The circuit court also considered Corley's fair use defense, as Corley argued that DeCSS allowed users to watch encrypted DVDs, which prior to that point had been impossible on Linux machines. The circuit court held that the specific facts of the present case were beyond the types of fair use that are permissible under the DMCA. According to the court, "the Appellants do not claim to be making fair use of any copyrighted materials, and nothing in the injunction prohibits them from making such fair use. They are barred from trafficking in a decryption code that enables unauthorized access to copyrighted materials."

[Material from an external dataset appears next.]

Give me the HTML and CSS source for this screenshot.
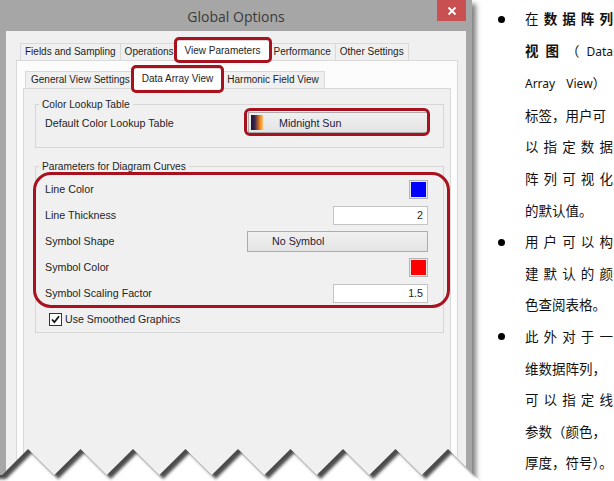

== Impact and subsequent developments ==
Both the district and circuit court rulings were controversial, and have been widely criticized by free speech advocates such as the American Civil Liberties Union and the Electronic Frontier Foundation, as well as the American Library Association, the author of The Boondocks, and others, due to upholding legal restrictions on expressive programming code. On the other hand, some media and content-owning organizations, such as the National Football League and Major League Baseball, supported the decisions.

Corley initially planned to appeal the circuit court decision to the Supreme Court, but decided not to after consultation with his lawyers. Despite the courts' rulings, the DeCSS code is still widely available on the Internet and has been used in many subsequent video ripping products.